D’autres, comme à Junglinster,  proposent une aide financière pouvant aller de 50 euros par mètres carrés, dans une limite de 1 000 euros, pour encourager la transformation des parcelles en cailloux en espaces végétalisés.

Le SIAS  a traité cinq demandes de subsides en un an pour cette commune. D’autres encore mettent à disposition des nouveaux arrivants des brochures du Méco prodiguant des conseils sur des façons d’aménager plus vertes.

Ces initiatives sont une manière douce d’amener le changement, sans brusquer, estime Claire Wolff. Et au Luxembourg, comme ailleurs, la régulation ne peut avoir lieu sans exemple : «Une commune ne peut pas exiger des habitants ce qu’elle ne met pas en pratique dans ses propres espaces publics.»

«Les jeunes sont plus réceptifs, ils ont grandi avec cette idée qu’il faut penser à la nature», remarque Sylvain. «Mais ma génération (NDLR : les quadragénaires), elle s’en fout un peu : ils ont payé ça la peau des rouleaux et n’ont pas envie de recommencer.»

La bascule semble donc amorcée. Les jardins minéraux ont eu leur heure de gloire. Vivent – comme dans les dictionnaires – les jardins verts!

Le Pacte nature

Créé en 2021 par le ministère de l’Environnement, le Pacte nature est un programme qui incite les communes à s’engager pour la biodiversité. En échange d’un système de points, elles peuvent bénéficier de subventions.

Parmi les 140 mesures proposées, plusieurs ciblent le milieu urbain : interdiction des produits phytosanitaires, végétalisation des toits, hôtels à insectes… ou encore limitation des surfaces imperméables comme les jardins de gravier.

Ces actions s’inscrivent dans une stratégie plus large de renaturation des espaces publics et privés.
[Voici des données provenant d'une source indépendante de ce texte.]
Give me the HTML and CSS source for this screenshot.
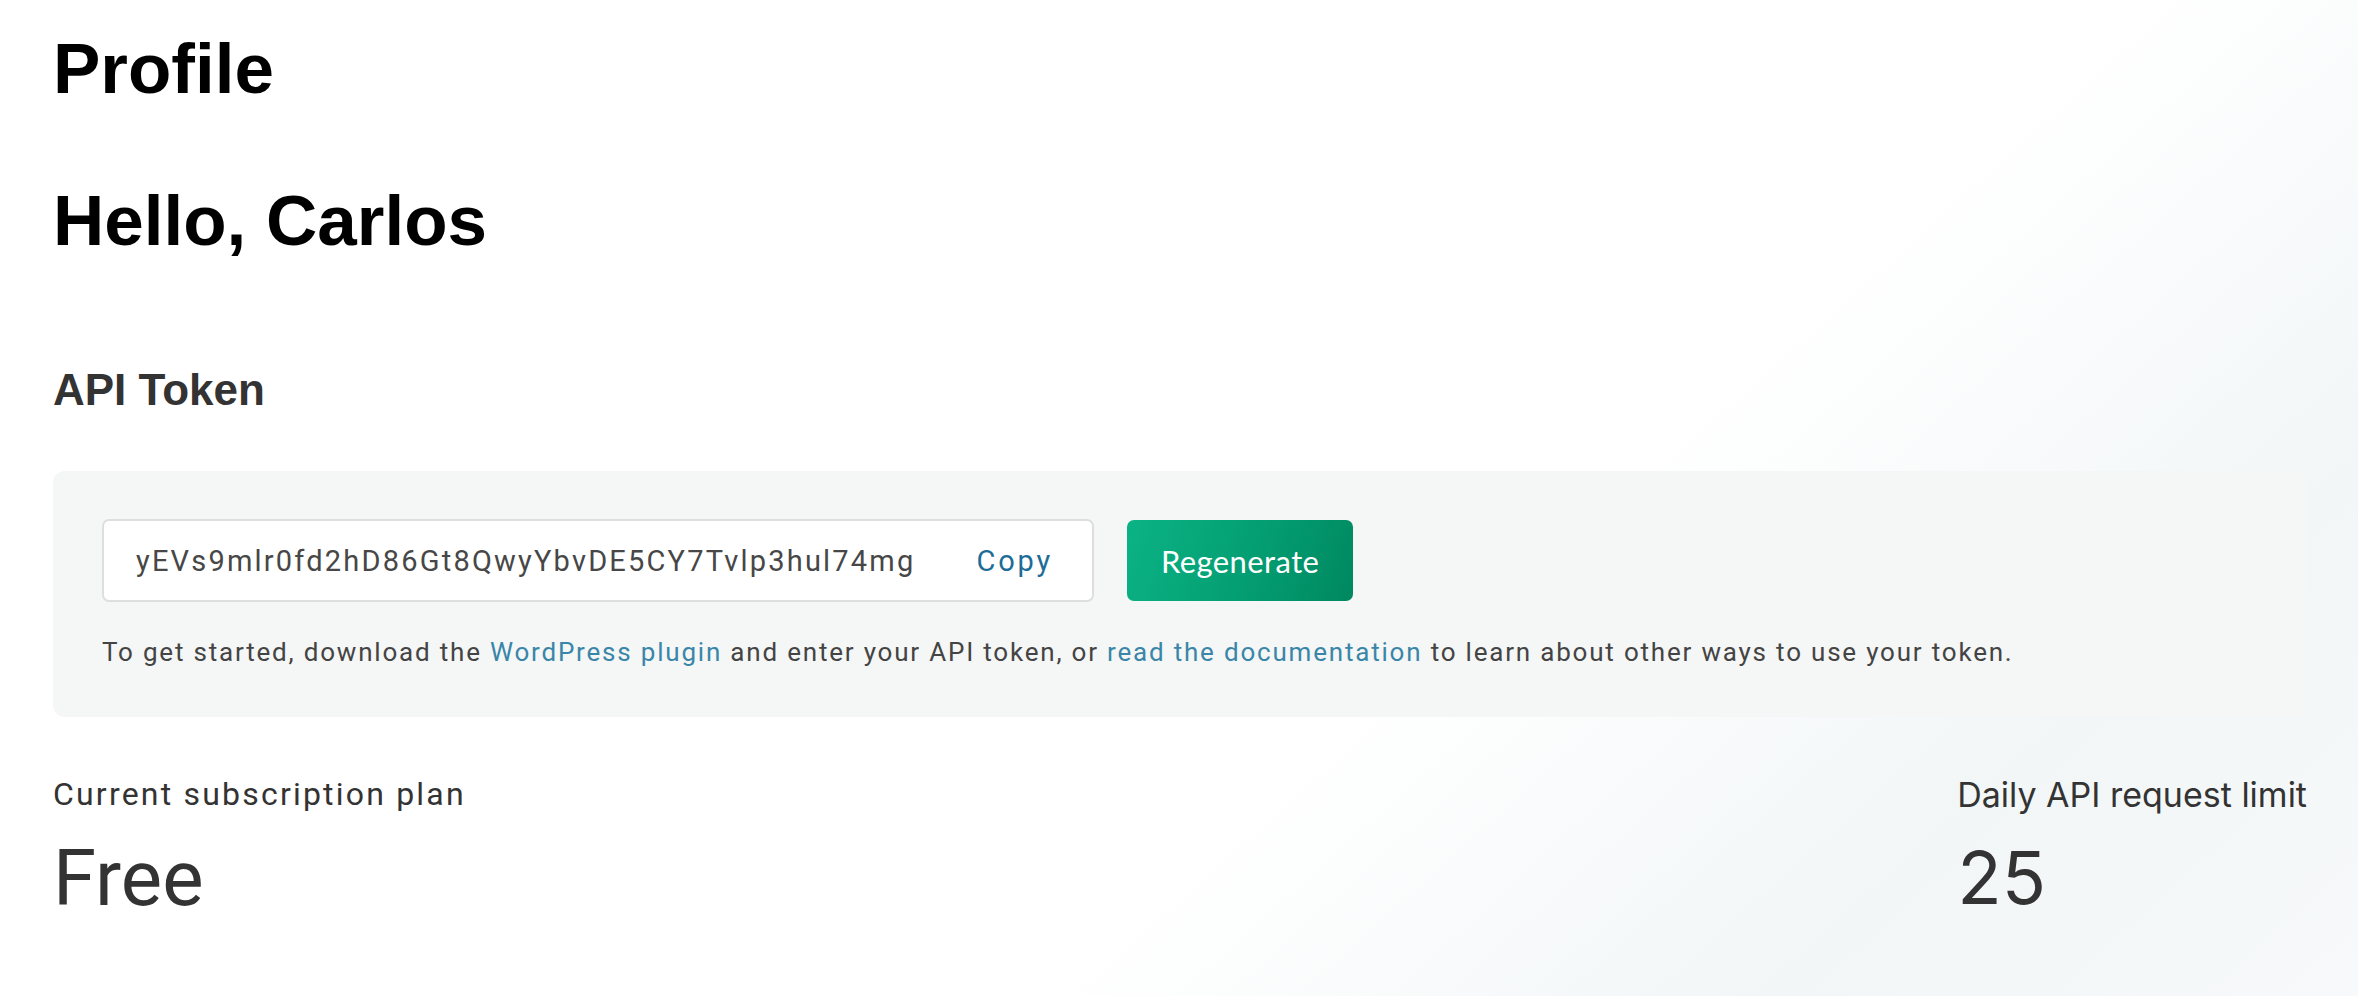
FILE: index.html
```html
<!DOCTYPE html>
<html lang="en">
<head>
<meta charset="utf-8">
<title>Profile</title>
<link rel="stylesheet" href="styles.css">
</head>
<body>
<main class="page">
  <h1 class="title">Profile</h1>
  <h1 class="greeting">Hello, Carlos</h1>
  <h3 class="section-title">API Token</h3>
  <section class="token-card">
    <div class="token-row">
      <div class="token-field">
        <span class="token-value">yEVs9mlr0fd2hD86Gt8QwyYbvDE5CY7Tvlp3hul74mg</span>
        <a class="copy-link" href="#">Copy</a>
      </div>
      <button class="regen-btn" type="button">Regenerate</button>
    </div>
    <p class="token-help">To get started, download the <a href="#" class="help-link">WordPress plugin</a> and enter your API token, or <a href="#" class="help-link">read the documentation</a> to learn about other ways to use your token.</p>
  </section>
  <section class="stats">
    <div class="stat stat-plan">
      <div class="stat-label">Current subscription plan</div>
      <div class="stat-value">Free</div>
    </div>
    <div class="stat stat-limit">
      <div class="stat-label">Daily API request limit</div>
      <div class="stat-value">25</div>
    </div>
  </section>
</main>
</body>
</html>
```

FILE: styles.css
```css
html, body {
  margin: 0;
  padding: 0;
}

body {
  min-height: 996px;
  background: linear-gradient(138deg, #ffffff 62%, #f2f6f7 83%, #f7f9fa 100%);
  font-family: "Roboto", "Liberation Sans", sans-serif;
  color: #333;
}

.page {
  padding: 26px 51px 0 53px;
}

.title,
.greeting {
  margin: 0;
  font-family: "Liberation Sans", Arial, sans-serif;
  font-weight: 700;
  font-size: 71px;
  line-height: 1.2;
  color: #000;
}

.greeting {
  margin-top: 67px;
}

.section-title {
  margin: 101px 0 0;
  font-family: "Liberation Sans", Arial, sans-serif;
  font-weight: 700;
  font-size: 44px;
  line-height: 1.2;
  color: #333;
}

.token-card {
  margin-top: 54px;
  background: #f5f6f6;
  border-radius: 12px;
  padding: 48px 49px 46px;
}

.token-row {
  display: flex;
  align-items: center;
  gap: 33px;
}

.token-field {
  box-sizing: border-box;
  width: 992px;
  height: 83px;
  display: flex;
  align-items: center;
  justify-content: space-between;
  padding: 0 39px 0 32px;
  background: #fff;
  border: 2px solid #dedede;
  border-radius: 7px;
  font-family: "Roboto", sans-serif;
  font-size: 29px;
  letter-spacing: 2.2px;
}

.token-value {
  color: #474747;
}

.copy-link {
  color: #1d6c98;
  text-decoration: none;
  letter-spacing: 2.8px;
}

.regen-btn {
  height: 81px;
  padding: 0 34px;
  border: 0;
  border-radius: 7px;
  background: linear-gradient(110deg, #0bb384 0%, #04a074 50%, #008860 100%);
  color: #fff;
  font-family: "Lato", sans-serif;
  font-size: 31px;
  letter-spacing: 0.4px;
}

.token-help {
  margin: 32px 0 0;
  font-size: 26px;
  line-height: 1.4;
  letter-spacing: 1.8px;
  color: #444;
}

.help-link {
  color: #3a86a8;
  text-decoration: none;
}

.stats {
  display: flex;
  justify-content: space-between;
  margin-top: 58px;
}

.stat-label {
  font-size: 32px;
  line-height: 1.2;
  letter-spacing: 2.2px;
  color: #333;
}

.stat-value {
  margin-top: 19px;
  font-size: 78px;
  line-height: 1.2;
  color: #333;
}

.stat-limit .stat-label,
.stat-limit .stat-value {
  font-family: "Inter", sans-serif;
  letter-spacing: 0;
}

.stat-limit .stat-label {
  font-size: 34px;
}

.stat-limit .stat-value {
  font-size: 73px;
}
```
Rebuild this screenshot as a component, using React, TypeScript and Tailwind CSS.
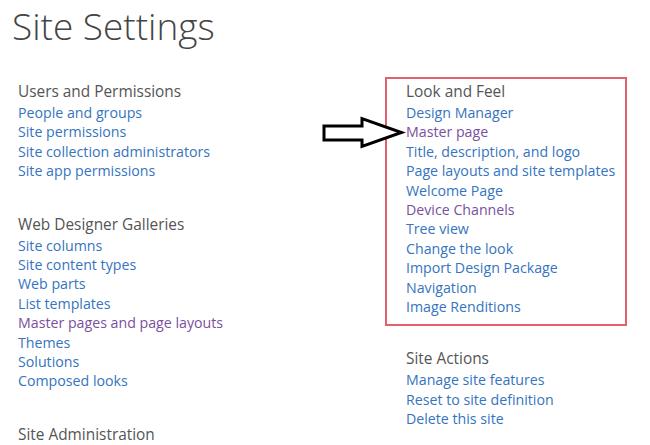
import React from "react";

type Item = { label: string; visited?: boolean };

const Section = ({ title, items }: { title: string; items: Item[] }) => (
  <div className="flex flex-col">
    <div className="text-[15.4px] leading-[22px] text-[#555555]">{title}</div>
    {items.map((it) => (
      <a
        key={it.label}
        href="#"
        className={
          "text-[14.2px] leading-[19.4px] whitespace-nowrap " +
          (it.visited ? "text-[#7a4f9e]" : "text-[#3574c0]")
        }
      >
        {it.label}
      </a>
    ))}
  </div>
);

export default function App() {
  return (
    <div
      className="relative w-[650px] h-[445px] overflow-hidden bg-white"
      style={{ fontFamily: '"Open Sans", "Noto Sans", sans-serif' }}
    >
      <h1 className="pl-[12px] text-[37px] leading-[51px] font-light text-[#444444]">
        Site Settings
      </h1>
      <div className="flex pl-[18px] pt-[30px]">
        <div className="w-[367px] flex flex-col gap-[33px]">
          <Section
            title="Users and Permissions"
            items={[
              { label: "People and groups" },
              { label: "Site permissions" },
              { label: "Site collection administrators" },
              { label: "Site app permissions" },
            ]}
          />
          <Section
            title="Web Designer Galleries"
            items={[
              { label: "Site columns" },
              { label: "Site content types" },
              { label: "Web parts" },
              { label: "List templates" },
              { label: "Master pages and page layouts", visited: true },
              { label: "Themes" },
              { label: "Solutions" },
              { label: "Composed looks" },
            ]}
          />
          <Section title="Site Administration" items={[]} />
        </div>
        <div className="flex flex-col -mt-[4px]">
          <div className="w-[242px] border-2 border-[#e4606c] pl-[19px] pt-[2px] pb-[8px]">
            <Section
              title="Look and Feel"
              items={[
                { label: "Design Manager" },
                { label: "Master page", visited: true },
                { label: "Title, description, and logo" },
                { label: "Page layouts and site templates" },
                { label: "Welcome Page" },
                { label: "Device Channels", visited: true },
                { label: "Tree view" },
                { label: "Change the look" },
                { label: "Import Design Package" },
                { label: "Navigation" },
                { label: "Image Renditions" },
              ]}
            />
          </div>
          <div className="pl-[21px] pt-[22px]">
            <Section
              title="Site Actions"
              items={[
                { label: "Manage site features" },
                { label: "Reset to site definition" },
                { label: "Delete this site" },
              ]}
            />
          </div>
        </div>
      </div>
      <svg
        className="absolute left-0 top-0 pointer-events-none"
        width="650"
        height="445"
        viewBox="0 0 650 445"
      >
        <path
          d="M324 126 L362 126 L362 118.5 L401.5 132.5 L362 146.5 L362 140 L324 140 Z"
          fill="white"
          stroke="black"
          strokeWidth="3"
          strokeLinejoin="miter"
        />
      </svg>
    </div>
  );
}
En juin 2024,  84 des 102 communes du pays l’avaient signé.

« Tu as planté, il faut suivre »

Comment remplacer son jardin de gravier par des massifs qui demandent un entretien minimal ? Sylvain, jardinier, répond.

Quand les jardins minéraux ont commencé à être à la mode, on ne voyait pas les problèmes qu’ils allaient poser ?

Sylvain : Non parce que les cinq premières années, ça va : la plante arrive à se nourrir, le sol est encore là. Mais il y a un moment, ça s’appauvrit, puis il n’y a plus rien.

La seule solution qu’on avait à l’époque pour maintenir les plantes en l’état, c’était un apport d’engrais. C’est quand même dommage.

Comment peut-on renaturer un jardin ?

Il faut tout enlever. Évacuer les pierres, la toile, décompacter les sols, apporter de la matière organique comme du compost et ça permet un petit peu de corriger le sol.

Pour ceux qui ne veulent pas refaire complètement leur jardin, le Méco suggère de retirer du gravier par endroits, d’y mettre du terreau et de planter des herbes méditerranéennes qui poussent aussi au Luxembourg.

C’est toujours plus simple d’y aller par étapes que d’arriver radicalement en disant « vous arrêtez tout, vous plantez ». C’est une façon comme une autre d’amener les gens tout doucement à changer, à réfléchir.

Que peut-on planter à la place ?

On peut mettre des plantes couvre-sol. Les vincas (NDLR : des espèces de pervenches vivaces), ce sont des plantes sympas, de couleurs, de fleurs et de hauteurs différentes.

Le lierre aussi, c’est rustique, ça tient. On peut avoir des plantes qui font 10 cm de haut, qui poussent peu, et on les maintient sans aucun problème.

Qu’est-ce que ça change pour la biodiversité ?

Il y a à nouveau des souris, des lézards, des insectes… Cela crée un biotope qu’il n’y avait absolument plus. C’est cent fois mieux.

Et au niveau de l’entretien ?

On ne peut plus ne pas avoir d’entretien quand on a changé. C’est comme ça. Tu as planté, il faut suivre (il rit). Mais il y a des couvre-sols qui demandent un minimum d’entretien.

Après deux ans, on est plus tranquille. On peut tailler de temps en temps, mais on laisse les tiges, les feuilles, un peu de matière au sol. Et on laisse vivre, il y a des plantes qui disparaissent en hiver, qui reviennent au printemps, il y a un minimum de déchets.

Quelle est désormais la tendance pour les jardins ?

Les gens veulent de plus en plus de fleurs, un coin pour les enfants, une prairie fleurie. Ils aiment bien ce mot-là : biodiversité.

Quand on arrive dans un jardin neuf, avec des façades noires et du gravier, ça tape, alors que dans les vieux jardins, on ressent l’ombre, la fraîcheur. On voit directement la différence.